Lucille Lavelett, in her 1979 book "Monument's Faded Neighbor Communities and its Folk Lore," describes it in the following.

"The house was on the south side of the road and the barns on the north. Mr. Evans lived on his ranch until his death, during one of Colorado's blizzards, November 19, 1913. Mr. Evans had tried to get to the house from the barn, fell, and was frozen to death."

He is buried in the Monument Cemetery, and on his tombstone it reads, "He arose on the wings of a storm."
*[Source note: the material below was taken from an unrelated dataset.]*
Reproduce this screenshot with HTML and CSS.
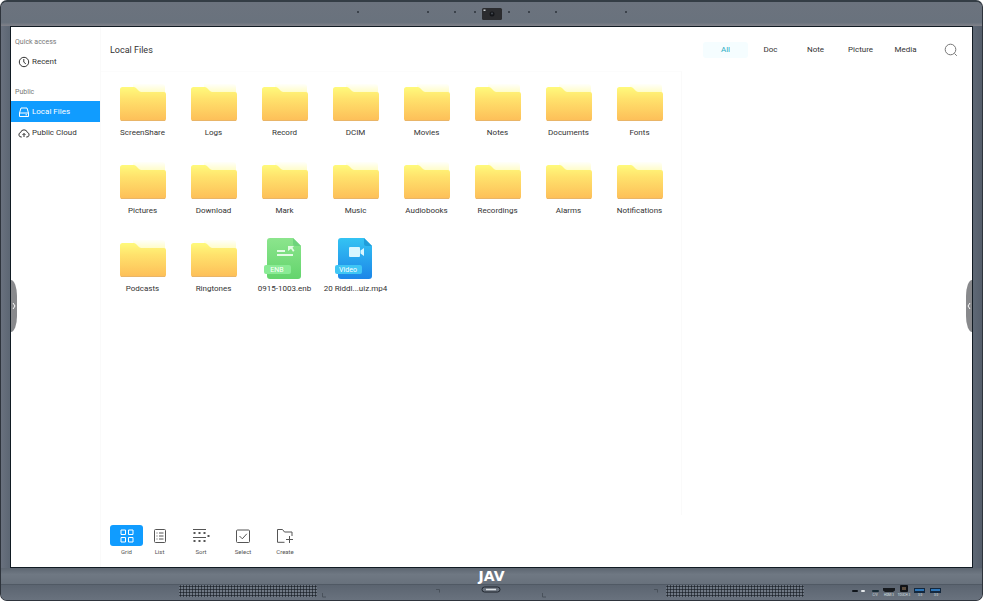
FILE: index.html
```html
<!DOCTYPE html>
<html lang="en">
<head>
    <meta charset="utf-8" />
    <meta name="viewport" content="width=device-width, initial-scale=1.0">
    <title>Local Files</title>
    <link rel="stylesheet" href="styles.css">
</head>
<body>
    <!-- shared icon shapes -->
    <svg class="defs" width="0" height="0" aria-hidden="true">
        <defs>
            <linearGradient id="folderFill" x1="0" y1="0" x2="0" y2="1">
                <stop offset="0" stop-color="#fffa7c" />
                <stop offset="0.35" stop-color="#ffe26c" />
                <stop offset="1" stop-color="#fdbe58" />
            </linearGradient>
            <linearGradient id="folderBack" x1="0" y1="0" x2="0" y2="1">
                <stop offset="0" stop-color="#fffffa" />
                <stop offset="1" stop-color="#fffcb8" />
            </linearGradient>
            <linearGradient id="greenFill" x1="0" y1="0" x2="0" y2="1">
                <stop offset="0" stop-color="#8ce58d" />
                <stop offset="1" stop-color="#63d46c" />
            </linearGradient>
            <linearGradient id="blueFill" x1="0" y1="0" x2="0" y2="1">
                <stop offset="0" stop-color="#34c3f3" />
                <stop offset="1" stop-color="#1c86e8" />
            </linearGradient>
            <symbol id="folder" viewBox="0 0 46 42">
                <path d="M13 2h29a3 3 0 0 1 3 3v8H13z" fill="url(#folderBack)" />
                <path d="M0 7.500q0-2.500 2.500-2.500h11q1.500 0 2.500 1l3 3q1 1 2.500 1H44q2 0 2 2v25q0 2-2 2H2q-2 0-2-2z" fill="url(#folderFill)" />
                <path d="M1 38.500h44" stroke="#e9b568" stroke-width="1" />
            </symbol>
        </defs>
    </svg>

    <div class="device">
        <div class="bezel-top">
            <svg width="280" height="14" viewBox="0 0 280 14" aria-hidden="true">
                <g fill="#2c333b">
                    <circle cx="6" cy="5" r="1" /><circle cx="76" cy="5" r="1" />
                    <circle cx="103" cy="5" r="1" /><circle cx="123" cy="5" r="1" />
                    <circle cx="157" cy="5" r="1" /><circle cx="177" cy="5" r="1" />
                    <circle cx="204" cy="5" r="1" /><circle cx="274" cy="5" r="1" />
                </g>
                <rect x="130" y="1" width="20" height="12" rx="1.500" fill="#2b2c2f" />
                <circle cx="140" cy="7" r="2.500" fill="#14161a" />
                <circle cx="140" cy="6.500" r="1" fill="#454a52" />
                <rect x="131.500" y="2.500" width="2" height="1.500" fill="#c9ced2" />
            </svg>
        </div>

        <div class="middle">
            <div class="screen">
                <nav class="sidebar">
                    <h2>Quick access</h2>
                    <a href="#recent">
                        <svg width="12" height="12" viewBox="0 0 12 12"><circle cx="6" cy="6" r="4.700" /><path d="M5.800 3v3.200l2 1.600" /></svg>
                        Recent
                    </a>
                    <h2 class="second">Public</h2>
                    <a href="#local" class="active">
                        <svg width="12" height="12" viewBox="0 0 12 12"><path d="M1.500 7 3 2h6l1.500 5v3.500h-9zM1.500 7h9M7.500 8.800h1.500" /></svg>
                        Local Files
                    </a>
                    <a href="#cloud">
                        <svg width="12" height="12" viewBox="0 0 12 12"><path d="M3.800 10H3.500a2.300 2.300 0 0 1-.9-4.500 3.500 3.500 0 0 1 6.800 0A2.300 2.300 0 0 1 8.500 10h-.3M6 10V6.500M4.500 8 6 6.500 7.500 8" /></svg>
                        Public Cloud
                    </a>
                </nav>

                <main class="content">
                    <header class="header">
                        <h1>Local Files</h1>
                        <div class="filters">
                            <button type="button" class="active">All</button>
                            <button type="button">Doc</button>
                            <button type="button">Note</button>
                            <button type="button">Picture</button>
                            <button type="button">Media</button>
                        </div>
                        <button type="button" class="search" aria-label="Search">
                            <svg width="14" height="14" viewBox="0 0 14 14"><circle cx="6.500" cy="6.500" r="5.300" /><path d="m10.500 10.500 2.300 2.300" /></svg>
                        </button>
                    </header>

                    <div class="files">
                        <button type="button"><svg><use href="#folder" /></svg>ScreenShare</button>
                        <button type="button"><svg><use href="#folder" /></svg>Logs</button>
                        <button type="button"><svg><use href="#folder" /></svg>Record</button>
                        <button type="button"><svg><use href="#folder" /></svg>DCIM</button>
                        <button type="button"><svg><use href="#folder" /></svg>Movies</button>
                        <button type="button"><svg><use href="#folder" /></svg>Notes</button>
                        <button type="button"><svg><use href="#folder" /></svg>Documents</button>
                        <button type="button"><svg><use href="#folder" /></svg>Fonts</button>
                        <button type="button"><svg><use href="#folder" /></svg>Pictures</button>
                        <button type="button"><svg><use href="#folder" /></svg>Download</button>
                        <button type="button"><svg><use href="#folder" /></svg>Mark</button>
                        <button type="button"><svg><use href="#folder" /></svg>Music</button>
                        <button type="button"><svg><use href="#folder" /></svg>Audiobooks</button>
                        <button type="button"><svg><use href="#folder" /></svg>Recordings</button>
                        <button type="button"><svg><use href="#folder" /></svg>Alarms</button>
                        <button type="button"><svg><use href="#folder" /></svg>Notifications</button>
                        <button type="button"><svg><use href="#folder" /></svg>Podcasts</button>
                        <button type="button"><svg><use href="#folder" /></svg>Ringtones</button>
                        <button type="button">
                            <svg viewBox="0 0 46 42">
                                <path d="M8 0h23l8 8v30a3 3 0 0 1-3 3H8a3 3 0 0 1-3-3V3a3 3 0 0 1 3-3z" fill="url(#greenFill)" />
                                <path d="M31 0l8 8h-6q-2 0-2-2z" fill="#6fd47c" />
                                <path d="M15 13h8M15 17h16" stroke="#e4fbe5" stroke-width="2" />
                                <path d="M26 8h6l-1.500 1.700 2 3-1.500 1-2-3L26 13z" fill="#e4fbe5" />
                                <rect x="2" y="27" width="27" height="9" rx="2" fill="#8aeb95" />
                                <text x="15" y="34" class="tag">ENB</text>
                            </svg>
                            0915-1003.enb
                        </button>
                        <button type="button">
                            <svg viewBox="0 0 46 42">
                                <path d="M8 0h23l8 8v30a3 3 0 0 1-3 3H8a3 3 0 0 1-3-3V3a3 3 0 0 1 3-3z" fill="url(#blueFill)" />
                                <path d="M31 0l8 8h-6q-2 0-2-2z" fill="#1f9edb" />
                                <rect x="16" y="9" width="11" height="10" rx="1" fill="#d9f6ff" />
                                <path d="M27.500 12.500 31 10v8l-3.500-2.500z" fill="#d9f6ff" />
                                <rect x="2" y="27" width="27" height="9" rx="2" fill="#3fc6f5" />
                                <text x="15" y="34" class="tag">Video</text>
                            </svg>
                            20 Riddl...uiz.mp4
                        </button>
                    </div>

                    <div class="toolbar">
                        <button type="button" class="grid-btn active">
                            <span><svg width="16" height="16" viewBox="0 0 16 16"><path d="M2 2h4.500v4.500H2zM9.500 2H14v4.500H9.500zM2 9.500h4.500V14H2zM9.500 9.500H14V14H9.500z" /></svg></span>
                            Grid
                        </button>
                        <button type="button" class="list-btn">
                            <span><svg width="16" height="16" viewBox="0 0 16 16"><rect x="2.500" y="1.500" width="11" height="13" rx="1" /><path d="M4.500 5h1M7 5h4.500M4.500 8h1M7 8h4.500M4.500 11h1M7 11h4.500" /></svg></span>
                            List
                        </button>
                        <button type="button">
                            <span><svg width="18" height="16" viewBox="0 0 18 16"><path d="M1 1.500h13M1 9.500h13" /><path d="M1.500 5h2M6.500 5h2M11.500 5h2M1.500 13h2M6.500 13h2M11.500 13h2M15.500 8h2" stroke-width="2" /></svg></span>
                            Sort
                        </button>
                        <button type="button">
                            <span><svg width="16" height="16" viewBox="0 0 16 16"><rect x="1.500" y="2" width="13" height="12.500" rx="1" /><path d="m4.500 8 2.800 2.800 4.500-5" /></svg></span>
                            Select
                        </button>
                        <button type="button">
                            <span><svg width="18" height="16" viewBox="0 0 18 16"><path d="M8.500 14.300h-7V1.500h5l2 2.500h7.500v4M10 11.500h7M13.500 8v7" /></svg></span>
                            Create
                        </button>
                    </div>
                </main>

                <button type="button" class="handle handle-left" aria-label="Open left menu">
                    <svg width="4" height="8" viewBox="0 0 4 8"><path d="m1 1 2 3-2 3" /></svg>
                </button>
                <button type="button" class="handle handle-right" aria-label="Open right menu">
                    <svg width="4" height="8" viewBox="0 0 4 8"><path d="M3 1 1 4l2 3" /></svg>
                </button>
            </div>
        </div>

        <div class="bezel-bottom">
            <div class="brand">JAV</div>
            <div class="front">
                <div class="side"></div>
                <div class="speaker"></div>
                <div class="power">
                    <svg width="340" height="15" viewBox="0 0 340 15" aria-hidden="true">
                        <path d="M1.500 8v4H5M115 4.500h3.500v3M221.500 8v4h3.500M333 4.500h3.500v3" fill="none" stroke="#49515b" />
                        <rect x="161" y="2" width="18" height="5" rx="2.500" fill="#69717c" stroke="#20272f" />
                        <path d="M165 4.500h10" stroke="#dfe3e6" stroke-width="1.500" />
                    </svg>
                </div>
                <div class="speaker"></div>
                <div class="side ports">
                    <svg width="92" height="15" viewBox="0 0 92 15" aria-hidden="true">
                        <rect x="2" y="5" width="6" height="2" rx="1" fill="#11161c" />
                        <rect x="11" y="5" width="4" height="2" rx="1" fill="#e2e6e9" />
                        <rect x="22" y="5" width="7" height="2" rx="1" fill="#172b35" />
                        <path d="M33 3h12v2.500L43 7h-8l-2-1.500z" fill="#171a1e" />
                        <rect x="50" y="0" width="8" height="7" rx="1" fill="#111317" />
                        <rect x="52" y="2" width="4" height="3" fill="#5b4c3e" />
                        <rect x="64" y="3" width="11" height="5" fill="#14283e" /><path d="M65 5h9" stroke="#2d75b7" stroke-width="2" />
                        <rect x="80" y="3" width="11" height="5" fill="#14283e" /><path d="M81 5h9" stroke="#2d75b7" stroke-width="2" />
                        <text x="25" y="11">C/V</text>
                        <text x="39" y="11">HDMI 3</text>
                        <text x="54" y="11">TOUCH 3</text>
                        <text x="70" y="11">3.0</text>
                        <text x="86" y="11">3.0</text>
                    </svg>
                </div>
            </div>
        </div>
    </div>
</body>
</html>
```

FILE: styles.css
```css
* {
    box-sizing: border-box;
}

body {
    margin: 0;
    background-color: white;
    font-family: Roboto, Arial, sans-serif;
    font-size: 8px;
    line-height: 12px;
    color: #333;
}

button {
    font: inherit;
    color: inherit;
    background: none;
    border: none;
    padding: 0;
}

h1, h2 {
    margin: 0;
    font-weight: 400;
}

.defs {
    position: absolute;
}

.device {
    display: flex;
    flex-direction: column;
    height: 100vh;
    min-height: 480px;
    border: 1px solid #2e343c;
    border-top: 2px solid #343d45;
    border-radius: 7px;
    background-color: #69717d;
    overflow: hidden;
}

.bezel-top {
    display: flex;
    justify-content: center;
    height: 24px;
    padding-top: 5px;
    background: linear-gradient(#6c737e, #69727d 85%, #81828a);
}

.middle {
    flex: 1;
    display: flex;
    padding: 0 9px;
    min-height: 0;
    background: linear-gradient(to right, #69717e, #5d6774 8px, #5d6774 calc(100% - 8px), #555e6b);
}

.screen {
    position: relative;
    flex: 1;
    display: flex;
    border: 1px solid #111b23;
    background-color: white;
}

/* sidebar */
.sidebar {
    width: 90px;
    padding-top: 9px;
    border-right: 1px solid #fafafa;
}

.sidebar h2 {
    padding-left: 4px;
    font-size: 7px;
    line-height: 12px;
    color: #777;
}

.sidebar .second {
    margin-top: 14px;
}

.sidebar a {
    display: flex;
    align-items: center;
    gap: 2px;
    height: 21px;
    padding-left: 7px;
    color: #333;
    text-decoration: none;
}

.sidebar h2 + a {
    margin-top: 3px;
}

.sidebar .active {
    background-color: #109cff;
    color: white;
}

.sidebar svg, .search svg, .toolbar svg, .handle svg {
    fill: none;
    stroke: currentColor;
    stroke-width: 1;
}

/* main area */
.content {
    flex: 1;
    display: flex;
    flex-direction: column;
    min-width: 0;
}

.header {
    display: flex;
    align-items: center;
    height: 44px;
    padding: 2px 14px 0 9px;
}

.header h1 {
    flex: 1;
    font-size: 9px;
}

.filters {
    display: flex;
}

.filters button {
    width: 45px;
    height: 16px;
}

.filters .active {
    background-color: #f5fdff;
    border-radius: 3px;
    color: #2badc5;
}

.search {
    display: flex;
    margin-left: 16px;
    color: #777;
}

.files {
    flex: 1;
    display: grid;
    grid-template-columns: repeat(8, 71px);
    grid-auto-rows: 78px;
    align-content: start;
    width: 581px;
    padding: 10px 6px 0;
    border-top: 1px solid #fcfcfc;
    border-right: 1px solid #fafafa;
}

.files button {
    display: flex;
    flex-direction: column;
    align-items: center;
    justify-content: flex-start;
    gap: 3px;
    font-size: 8px;
    white-space: nowrap;
}

.files svg {
    width: 46px;
    height: 42px;
}

.tag {
    font-size: 7px;
    text-anchor: middle;
    fill: white;
}

.toolbar {
    display: flex;
    padding: 10px 0 9px 9px;
}

.toolbar button {
    display: flex;
    flex-direction: column;
    align-items: center;
    width: 42px;
    font-size: 6px;
    color: #555;
}

.toolbar span {
    display: flex;
    align-items: center;
    justify-content: center;
    width: 33px;
    height: 21px;
}

.toolbar .grid-btn {
    width: 33px;
}

.toolbar .list-btn {
    width: 33px;
    margin-right: 4px;
}

.toolbar .active span {
    background-color: #109cff;
    border-radius: 3px;
    color: white;
}

/* pull-out handles on both edges */
.handle {
    position: absolute;
    top: 50%;
    display: flex;
    align-items: center;
    justify-content: center;
    width: 6px;
    height: 52px;
    margin-top: -17px;
    background-color: #88898c;
    color: white;
}

.handle-left {
    left: 0;
    border-radius: 0 6px 6px 0 / 0 16px 16px 0;
}

.handle-right {
    right: 0;
    border-radius: 6px 0 0 6px / 16px 0 0 16px;
}

/* bottom bezel */
.bezel-bottom {
    background-color: #646d79;
}

.brand {
    height: 16px;
    background: linear-gradient(#5d6671, #6f7883 40%, #68717c);
    font-family: "DejaVu Sans", sans-serif;
    font-size: 14px;
    font-weight: 700;
    line-height: 16px;
    text-align: center;
    color: white;
}

.front {
    display: flex;
    height: 16px;
    border-top: 1px solid #505964;
    background: linear-gradient(#5b6470, #69727e);
}

.side {
    flex: 1 1 178px;
    min-width: 0;
}

.speaker {
    width: 139px;
    height: 12px;
    border-radius: 2px;
    background-color: #707985;
    background-image: radial-gradient(circle, #20262e 40%, transparent 65%);
    background-size: 3px 3px;
}

.power {
    display: flex;
    justify-content: center;
    width: 349px;
}

.ports {
    display: flex;
    justify-content: flex-end;
    padding-right: 40px;
}

.ports text {
    font-size: 3px;
    text-anchor: middle;
    fill: #dfe3e6;
}
```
After Evans’ death, the ranch was sold in 1932 to C.C. and Ruby Klose, who lived there for approximately ten years before it was sold to Kirby W. and Florence Peterson from Canada. After their deaths, the Peterson family divided the land and sold it to various people. Among those was Clarence Thurston McLaughlin, a wealthy oilman, rancher, and philanthropist from Texas. McLaughlin integrated his portion of the Evans Ranch into the Shamrock Ranch to the southwest. After McLaughlin died, the property was sold to a person named Farrar. The property then passed through a succession of owners before the current owner, Georg Kuhnke, purchased a number of acres, including the barn. The ranch house and other associated buildings across Hodgen Road are presently on thirty acres of land in section 29 owned by another (unrelated) Peterson family, through which much of this history has been discovered.


Photo Information: The J.G. Evans Barn has been restored somewhat in recent years, but still bears the marks of more than century agricultural use here on the Divide.